CNC News
After two days of claiming the shutdown of Ontario’s vaccine program for the Christmas long weekend was a choice of hospitals, the chair of Ontario’s Vaccine Distribution Task Force has now said it was the province that “got it wrong.”
Ontario had received over 90,000 vaccine doses, but only administered about 11,000 before the shutdown.
Retired General Rick Hillier, appointed by Premier Ford to lead vaccine distribution, said the decision to stop vaccine distribution was made “with honourable intentions” of allowing more health care workers “who have been labouring so hard” to have time off work during Christmas.

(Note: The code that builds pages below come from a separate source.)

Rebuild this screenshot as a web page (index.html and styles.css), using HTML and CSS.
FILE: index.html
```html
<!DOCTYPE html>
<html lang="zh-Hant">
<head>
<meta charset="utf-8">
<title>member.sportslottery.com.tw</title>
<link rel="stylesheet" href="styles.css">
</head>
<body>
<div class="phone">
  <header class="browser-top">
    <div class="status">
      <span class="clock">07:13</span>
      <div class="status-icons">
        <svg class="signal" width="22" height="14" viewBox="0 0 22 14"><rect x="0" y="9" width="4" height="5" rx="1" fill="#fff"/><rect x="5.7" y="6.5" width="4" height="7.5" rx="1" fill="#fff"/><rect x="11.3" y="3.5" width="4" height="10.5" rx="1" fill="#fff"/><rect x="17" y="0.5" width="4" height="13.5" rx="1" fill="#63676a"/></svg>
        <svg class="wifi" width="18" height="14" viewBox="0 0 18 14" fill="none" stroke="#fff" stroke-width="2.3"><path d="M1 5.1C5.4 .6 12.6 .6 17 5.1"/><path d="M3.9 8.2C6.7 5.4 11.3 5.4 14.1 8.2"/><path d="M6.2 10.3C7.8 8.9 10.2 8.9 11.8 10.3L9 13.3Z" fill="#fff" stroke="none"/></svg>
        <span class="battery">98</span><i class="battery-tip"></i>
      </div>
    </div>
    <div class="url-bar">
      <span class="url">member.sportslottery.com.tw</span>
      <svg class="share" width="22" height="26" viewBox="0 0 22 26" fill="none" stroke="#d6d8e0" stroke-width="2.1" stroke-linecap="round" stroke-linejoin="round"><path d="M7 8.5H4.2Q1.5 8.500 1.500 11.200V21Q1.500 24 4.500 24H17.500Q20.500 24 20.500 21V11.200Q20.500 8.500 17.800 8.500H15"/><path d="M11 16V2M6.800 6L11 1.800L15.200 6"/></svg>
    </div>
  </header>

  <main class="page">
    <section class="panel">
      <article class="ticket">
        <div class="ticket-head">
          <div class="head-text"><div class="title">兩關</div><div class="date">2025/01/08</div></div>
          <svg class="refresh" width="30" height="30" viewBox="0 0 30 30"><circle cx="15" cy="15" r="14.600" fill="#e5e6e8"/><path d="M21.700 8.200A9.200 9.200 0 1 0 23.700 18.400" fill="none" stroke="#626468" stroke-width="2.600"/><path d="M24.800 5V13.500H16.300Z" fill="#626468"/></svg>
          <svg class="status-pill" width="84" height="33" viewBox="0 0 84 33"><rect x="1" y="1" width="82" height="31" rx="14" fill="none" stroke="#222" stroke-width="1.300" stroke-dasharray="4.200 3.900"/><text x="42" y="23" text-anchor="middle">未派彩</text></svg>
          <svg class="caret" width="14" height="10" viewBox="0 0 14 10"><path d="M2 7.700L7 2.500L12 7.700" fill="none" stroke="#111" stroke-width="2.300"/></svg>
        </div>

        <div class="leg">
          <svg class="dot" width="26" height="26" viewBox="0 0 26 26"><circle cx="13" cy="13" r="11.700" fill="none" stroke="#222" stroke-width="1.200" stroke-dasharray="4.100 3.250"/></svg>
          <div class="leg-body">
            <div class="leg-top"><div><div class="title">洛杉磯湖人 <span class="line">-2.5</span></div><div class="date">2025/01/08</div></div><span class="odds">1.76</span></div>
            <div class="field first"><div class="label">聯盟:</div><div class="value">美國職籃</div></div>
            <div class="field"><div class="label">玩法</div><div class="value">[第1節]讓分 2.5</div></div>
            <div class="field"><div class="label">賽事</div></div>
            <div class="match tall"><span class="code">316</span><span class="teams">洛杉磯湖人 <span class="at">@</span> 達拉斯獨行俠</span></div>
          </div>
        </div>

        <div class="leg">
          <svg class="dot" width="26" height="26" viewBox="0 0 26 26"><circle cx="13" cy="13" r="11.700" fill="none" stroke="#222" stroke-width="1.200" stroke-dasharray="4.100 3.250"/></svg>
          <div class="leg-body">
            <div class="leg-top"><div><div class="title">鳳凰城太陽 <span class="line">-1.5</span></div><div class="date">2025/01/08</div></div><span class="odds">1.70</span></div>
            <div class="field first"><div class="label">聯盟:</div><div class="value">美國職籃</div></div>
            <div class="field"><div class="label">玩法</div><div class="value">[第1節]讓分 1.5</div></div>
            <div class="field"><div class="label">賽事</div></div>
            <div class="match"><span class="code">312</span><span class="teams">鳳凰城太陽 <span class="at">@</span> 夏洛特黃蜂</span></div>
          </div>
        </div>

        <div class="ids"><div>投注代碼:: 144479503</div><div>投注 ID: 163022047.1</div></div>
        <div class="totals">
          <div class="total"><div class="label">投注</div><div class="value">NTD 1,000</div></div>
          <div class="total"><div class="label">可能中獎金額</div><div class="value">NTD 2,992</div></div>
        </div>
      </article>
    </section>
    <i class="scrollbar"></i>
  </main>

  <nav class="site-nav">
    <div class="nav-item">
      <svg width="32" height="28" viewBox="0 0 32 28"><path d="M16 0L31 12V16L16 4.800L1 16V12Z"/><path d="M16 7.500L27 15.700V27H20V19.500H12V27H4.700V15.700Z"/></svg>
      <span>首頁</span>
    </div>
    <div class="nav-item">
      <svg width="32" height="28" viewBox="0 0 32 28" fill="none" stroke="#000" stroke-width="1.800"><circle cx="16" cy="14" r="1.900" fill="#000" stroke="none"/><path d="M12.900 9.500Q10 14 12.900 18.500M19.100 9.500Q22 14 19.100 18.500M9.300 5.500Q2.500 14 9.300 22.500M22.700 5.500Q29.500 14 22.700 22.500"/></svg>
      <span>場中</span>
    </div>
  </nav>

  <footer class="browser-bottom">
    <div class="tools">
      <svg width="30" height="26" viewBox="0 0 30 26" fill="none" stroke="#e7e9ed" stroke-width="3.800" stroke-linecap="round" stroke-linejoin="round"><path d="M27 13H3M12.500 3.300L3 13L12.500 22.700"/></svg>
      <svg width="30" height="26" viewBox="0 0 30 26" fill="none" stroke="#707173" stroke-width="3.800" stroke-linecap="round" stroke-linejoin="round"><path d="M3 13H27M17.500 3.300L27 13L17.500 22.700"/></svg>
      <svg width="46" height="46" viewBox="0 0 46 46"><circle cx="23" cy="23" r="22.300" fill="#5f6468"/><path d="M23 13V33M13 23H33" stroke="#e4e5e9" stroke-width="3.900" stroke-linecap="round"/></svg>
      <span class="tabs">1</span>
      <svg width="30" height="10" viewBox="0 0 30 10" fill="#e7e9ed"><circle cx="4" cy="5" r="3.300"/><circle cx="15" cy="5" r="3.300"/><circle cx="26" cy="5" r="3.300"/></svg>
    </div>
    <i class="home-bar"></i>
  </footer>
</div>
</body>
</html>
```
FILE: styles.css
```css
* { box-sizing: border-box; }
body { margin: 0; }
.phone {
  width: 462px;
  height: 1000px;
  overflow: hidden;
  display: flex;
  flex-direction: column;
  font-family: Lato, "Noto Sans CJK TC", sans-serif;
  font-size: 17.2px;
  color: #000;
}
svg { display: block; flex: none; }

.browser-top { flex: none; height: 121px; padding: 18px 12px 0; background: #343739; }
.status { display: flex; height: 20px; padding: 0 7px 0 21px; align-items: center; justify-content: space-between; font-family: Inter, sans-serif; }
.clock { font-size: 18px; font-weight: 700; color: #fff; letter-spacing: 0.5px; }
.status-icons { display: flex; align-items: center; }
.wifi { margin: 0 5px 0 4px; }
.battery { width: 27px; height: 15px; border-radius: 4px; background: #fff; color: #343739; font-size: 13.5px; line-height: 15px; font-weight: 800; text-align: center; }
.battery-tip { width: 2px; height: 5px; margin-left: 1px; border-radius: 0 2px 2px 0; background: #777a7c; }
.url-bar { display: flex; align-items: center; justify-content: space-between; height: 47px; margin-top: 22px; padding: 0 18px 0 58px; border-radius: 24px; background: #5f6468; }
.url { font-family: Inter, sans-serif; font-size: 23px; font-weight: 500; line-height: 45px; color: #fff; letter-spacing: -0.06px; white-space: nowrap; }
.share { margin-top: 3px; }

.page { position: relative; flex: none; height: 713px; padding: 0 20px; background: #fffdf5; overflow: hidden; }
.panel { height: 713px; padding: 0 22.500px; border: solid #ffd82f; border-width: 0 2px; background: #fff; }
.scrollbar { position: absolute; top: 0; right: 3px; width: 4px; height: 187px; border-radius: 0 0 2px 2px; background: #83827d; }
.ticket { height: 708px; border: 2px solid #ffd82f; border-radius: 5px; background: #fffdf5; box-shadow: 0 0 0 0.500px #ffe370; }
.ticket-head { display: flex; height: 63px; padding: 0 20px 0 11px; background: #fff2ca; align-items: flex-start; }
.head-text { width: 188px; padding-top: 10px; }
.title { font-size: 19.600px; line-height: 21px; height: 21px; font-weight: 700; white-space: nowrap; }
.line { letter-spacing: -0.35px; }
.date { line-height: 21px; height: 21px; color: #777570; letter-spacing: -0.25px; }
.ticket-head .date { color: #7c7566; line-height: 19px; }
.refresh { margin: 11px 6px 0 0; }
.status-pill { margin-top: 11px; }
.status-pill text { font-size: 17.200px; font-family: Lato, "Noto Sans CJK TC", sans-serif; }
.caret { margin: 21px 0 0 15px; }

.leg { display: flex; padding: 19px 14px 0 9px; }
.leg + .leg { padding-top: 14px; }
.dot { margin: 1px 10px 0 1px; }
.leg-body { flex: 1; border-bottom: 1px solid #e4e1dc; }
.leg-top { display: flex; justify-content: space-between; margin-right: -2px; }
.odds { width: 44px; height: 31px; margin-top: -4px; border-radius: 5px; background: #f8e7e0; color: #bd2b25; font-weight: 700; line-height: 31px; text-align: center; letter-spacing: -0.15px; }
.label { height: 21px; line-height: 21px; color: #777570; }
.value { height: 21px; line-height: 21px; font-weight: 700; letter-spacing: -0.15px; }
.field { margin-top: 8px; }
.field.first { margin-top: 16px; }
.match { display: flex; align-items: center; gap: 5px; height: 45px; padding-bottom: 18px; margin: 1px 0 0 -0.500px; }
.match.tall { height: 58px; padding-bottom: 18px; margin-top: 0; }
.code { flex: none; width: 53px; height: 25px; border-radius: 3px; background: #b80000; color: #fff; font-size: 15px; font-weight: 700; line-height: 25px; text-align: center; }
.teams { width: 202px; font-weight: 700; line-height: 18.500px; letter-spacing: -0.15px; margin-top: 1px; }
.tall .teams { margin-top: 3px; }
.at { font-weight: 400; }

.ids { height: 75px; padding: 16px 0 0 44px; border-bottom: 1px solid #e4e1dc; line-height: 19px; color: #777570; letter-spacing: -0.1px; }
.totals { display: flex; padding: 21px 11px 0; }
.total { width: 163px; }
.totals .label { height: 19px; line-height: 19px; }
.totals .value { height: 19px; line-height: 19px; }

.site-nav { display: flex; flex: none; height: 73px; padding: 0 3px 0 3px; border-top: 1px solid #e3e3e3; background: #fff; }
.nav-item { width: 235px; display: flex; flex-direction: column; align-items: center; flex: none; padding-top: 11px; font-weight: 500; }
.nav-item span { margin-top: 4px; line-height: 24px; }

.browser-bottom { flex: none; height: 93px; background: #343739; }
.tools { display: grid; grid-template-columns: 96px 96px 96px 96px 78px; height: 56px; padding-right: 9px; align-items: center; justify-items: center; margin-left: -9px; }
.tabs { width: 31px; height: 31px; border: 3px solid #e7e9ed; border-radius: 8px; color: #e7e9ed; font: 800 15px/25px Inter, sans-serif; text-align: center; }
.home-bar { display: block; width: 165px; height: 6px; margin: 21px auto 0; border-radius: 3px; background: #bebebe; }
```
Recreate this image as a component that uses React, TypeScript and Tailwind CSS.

Hillier, during his appearance on CTV News Channel, also said slowness in vaccine distribution was because “we can’t put vaccines into people’s arms if we don’t have them.”
His statement about who ordered the shutdown appears to run counter to social media statements by Premier Ford’s spokesperson, Travis Kann, made Sunday. Ontario’s hospitals had asked for the shutdown said Kann, adding that he was “happy to listen to frontline partners.”
That response was met with concern from professionals in the medical community.
Doris Grinspun, CEO of Registered Nurses Association of Ontario, tweeted that her organization has told the government that “there are plenty of RNs, RPNs and NPs willing and wanting” to help run a vaccine program.
And the CEO of the Ontario Hospital Association, Anthony Dale, raised his concern that “organized spinning is underway” about the vaccine shut down and warned that hospitals “cannot be the only vaccine distribution mechanism.”
Lisa Salamon-Switzman, a regional chairperson for the Ontario Medical Association, said she had scheduled staff for a vaccine clinic on December 25 and 26 when she got word the Ontario Ministry of Health had directed them to cancel for the holiday break.
Opposition NDP leader Andrea Horwath said the delay “disheartening and frustrating” and called on the Ford government to publicly release the full vaccination schedule and detailed plan.
Ontario has quickly fallen behind in vaccine distribution, trailing all other provinces in the number of doses administer as a per cent of population.